Look through the data below. Pick out the lines holding the string "this".

^^^^^^^^

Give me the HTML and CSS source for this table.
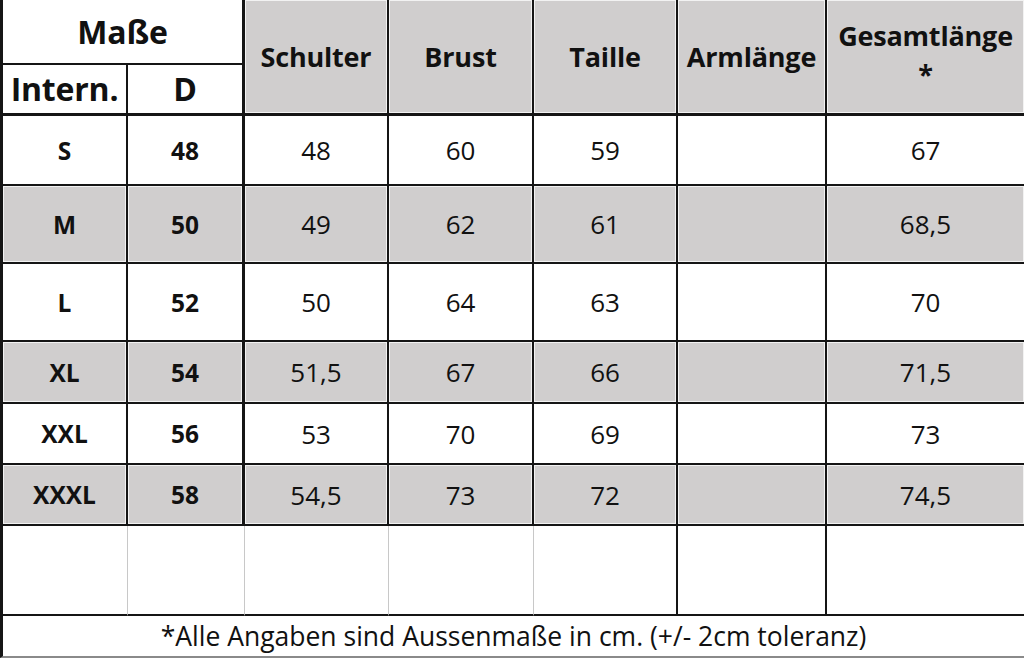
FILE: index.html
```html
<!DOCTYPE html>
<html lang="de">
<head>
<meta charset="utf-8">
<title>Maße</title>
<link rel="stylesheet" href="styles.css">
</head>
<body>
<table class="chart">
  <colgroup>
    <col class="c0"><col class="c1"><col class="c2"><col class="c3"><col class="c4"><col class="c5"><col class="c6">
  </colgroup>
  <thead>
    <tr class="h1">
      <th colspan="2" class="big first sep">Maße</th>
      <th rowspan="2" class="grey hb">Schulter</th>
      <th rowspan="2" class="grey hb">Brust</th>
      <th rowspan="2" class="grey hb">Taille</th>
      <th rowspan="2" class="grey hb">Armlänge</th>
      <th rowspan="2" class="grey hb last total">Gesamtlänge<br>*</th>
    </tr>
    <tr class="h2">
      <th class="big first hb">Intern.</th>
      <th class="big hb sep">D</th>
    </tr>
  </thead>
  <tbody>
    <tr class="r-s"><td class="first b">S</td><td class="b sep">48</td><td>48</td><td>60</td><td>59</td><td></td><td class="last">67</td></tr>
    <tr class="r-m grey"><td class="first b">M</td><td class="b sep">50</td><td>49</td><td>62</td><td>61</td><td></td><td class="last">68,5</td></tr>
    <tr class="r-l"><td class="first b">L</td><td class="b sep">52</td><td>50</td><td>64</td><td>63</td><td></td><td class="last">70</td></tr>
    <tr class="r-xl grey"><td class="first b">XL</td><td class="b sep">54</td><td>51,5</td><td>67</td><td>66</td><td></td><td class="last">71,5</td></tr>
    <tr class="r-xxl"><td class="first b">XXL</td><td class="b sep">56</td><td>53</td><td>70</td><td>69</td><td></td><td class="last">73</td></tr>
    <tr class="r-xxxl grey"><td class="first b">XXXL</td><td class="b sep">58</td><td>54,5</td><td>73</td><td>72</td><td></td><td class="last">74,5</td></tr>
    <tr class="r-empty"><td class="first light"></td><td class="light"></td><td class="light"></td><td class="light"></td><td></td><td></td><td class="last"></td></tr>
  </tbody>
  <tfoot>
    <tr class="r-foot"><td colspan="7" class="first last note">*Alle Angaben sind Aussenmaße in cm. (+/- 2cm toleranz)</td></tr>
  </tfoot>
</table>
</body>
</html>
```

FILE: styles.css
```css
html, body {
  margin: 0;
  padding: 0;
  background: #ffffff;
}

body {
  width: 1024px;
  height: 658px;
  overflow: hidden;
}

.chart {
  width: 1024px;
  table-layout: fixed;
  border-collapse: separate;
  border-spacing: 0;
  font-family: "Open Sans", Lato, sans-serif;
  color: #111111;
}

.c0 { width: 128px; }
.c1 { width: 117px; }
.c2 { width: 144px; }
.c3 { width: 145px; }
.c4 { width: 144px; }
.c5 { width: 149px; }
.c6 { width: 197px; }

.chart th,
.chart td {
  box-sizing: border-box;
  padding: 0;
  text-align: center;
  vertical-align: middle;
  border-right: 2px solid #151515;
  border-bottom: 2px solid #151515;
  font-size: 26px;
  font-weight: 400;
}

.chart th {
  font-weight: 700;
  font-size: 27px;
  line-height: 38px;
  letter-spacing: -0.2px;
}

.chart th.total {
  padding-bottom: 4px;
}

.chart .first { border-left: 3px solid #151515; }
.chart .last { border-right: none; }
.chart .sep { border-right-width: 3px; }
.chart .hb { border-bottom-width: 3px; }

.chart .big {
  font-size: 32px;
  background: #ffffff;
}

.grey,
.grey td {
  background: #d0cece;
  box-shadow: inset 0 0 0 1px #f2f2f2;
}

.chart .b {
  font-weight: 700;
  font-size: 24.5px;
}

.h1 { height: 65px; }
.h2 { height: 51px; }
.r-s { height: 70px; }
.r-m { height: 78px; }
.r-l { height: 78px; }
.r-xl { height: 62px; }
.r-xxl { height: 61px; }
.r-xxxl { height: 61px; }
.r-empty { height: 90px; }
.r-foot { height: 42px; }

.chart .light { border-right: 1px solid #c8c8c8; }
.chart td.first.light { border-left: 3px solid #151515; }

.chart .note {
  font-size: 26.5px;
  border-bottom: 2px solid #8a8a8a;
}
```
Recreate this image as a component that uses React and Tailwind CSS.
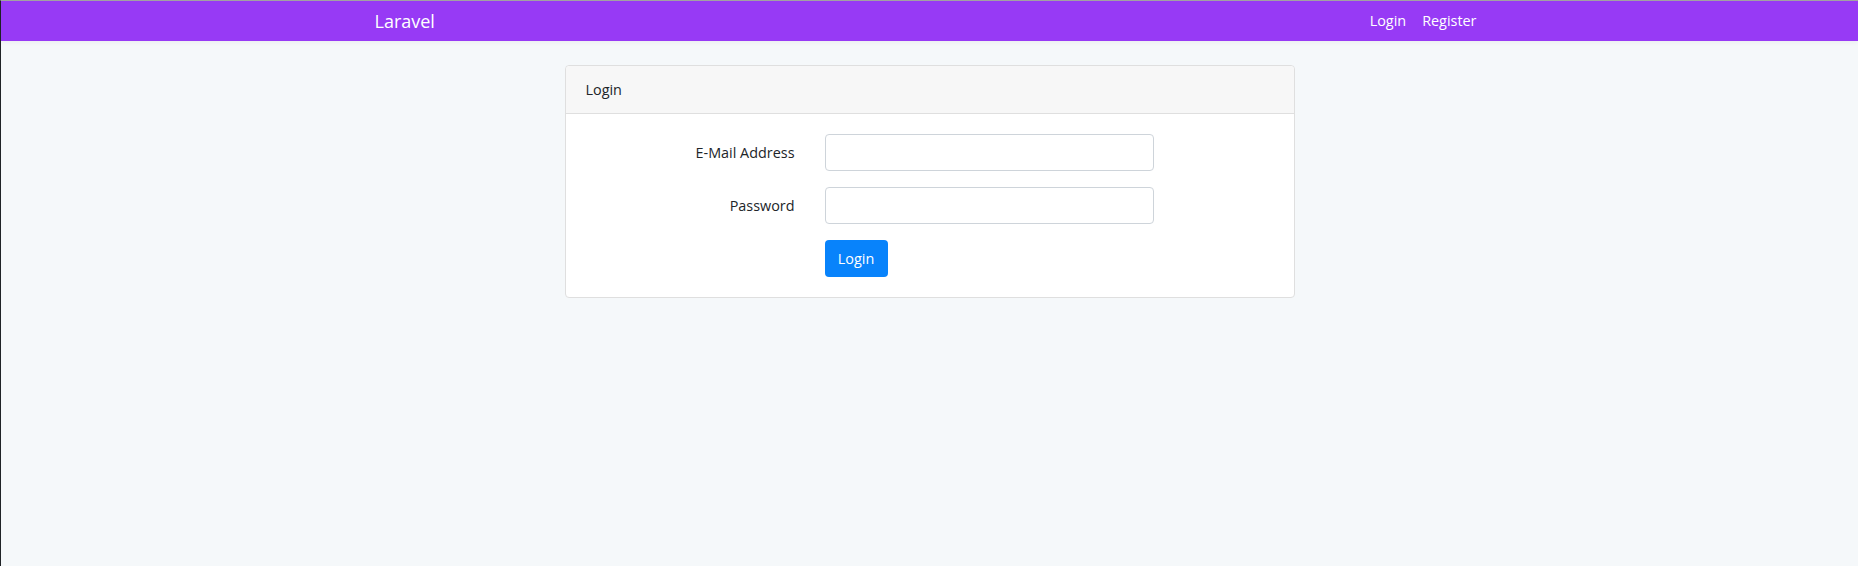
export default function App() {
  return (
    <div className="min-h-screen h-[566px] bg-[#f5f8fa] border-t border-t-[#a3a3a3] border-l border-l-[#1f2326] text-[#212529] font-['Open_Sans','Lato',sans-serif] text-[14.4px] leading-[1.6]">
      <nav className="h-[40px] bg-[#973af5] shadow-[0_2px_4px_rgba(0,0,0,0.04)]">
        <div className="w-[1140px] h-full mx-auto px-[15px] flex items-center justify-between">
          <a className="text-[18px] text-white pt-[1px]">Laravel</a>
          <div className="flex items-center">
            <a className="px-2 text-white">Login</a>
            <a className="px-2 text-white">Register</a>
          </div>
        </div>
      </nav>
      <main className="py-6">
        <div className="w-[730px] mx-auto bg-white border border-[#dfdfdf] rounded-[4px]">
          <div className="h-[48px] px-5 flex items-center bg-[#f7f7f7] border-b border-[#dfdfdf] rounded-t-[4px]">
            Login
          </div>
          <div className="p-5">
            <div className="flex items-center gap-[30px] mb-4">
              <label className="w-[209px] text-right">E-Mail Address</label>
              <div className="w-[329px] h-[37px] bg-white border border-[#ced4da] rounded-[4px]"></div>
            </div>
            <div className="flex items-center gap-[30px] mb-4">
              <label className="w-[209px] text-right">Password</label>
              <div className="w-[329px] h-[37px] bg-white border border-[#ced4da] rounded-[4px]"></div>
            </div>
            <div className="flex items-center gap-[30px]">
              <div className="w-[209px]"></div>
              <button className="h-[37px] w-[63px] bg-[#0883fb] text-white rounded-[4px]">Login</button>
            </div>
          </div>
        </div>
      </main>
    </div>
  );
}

^^^^^^^^

• [Expected answer]
Give me the HTML and CSS source for this table.
Recreate this image as a component that uses React and Tailwind CSS.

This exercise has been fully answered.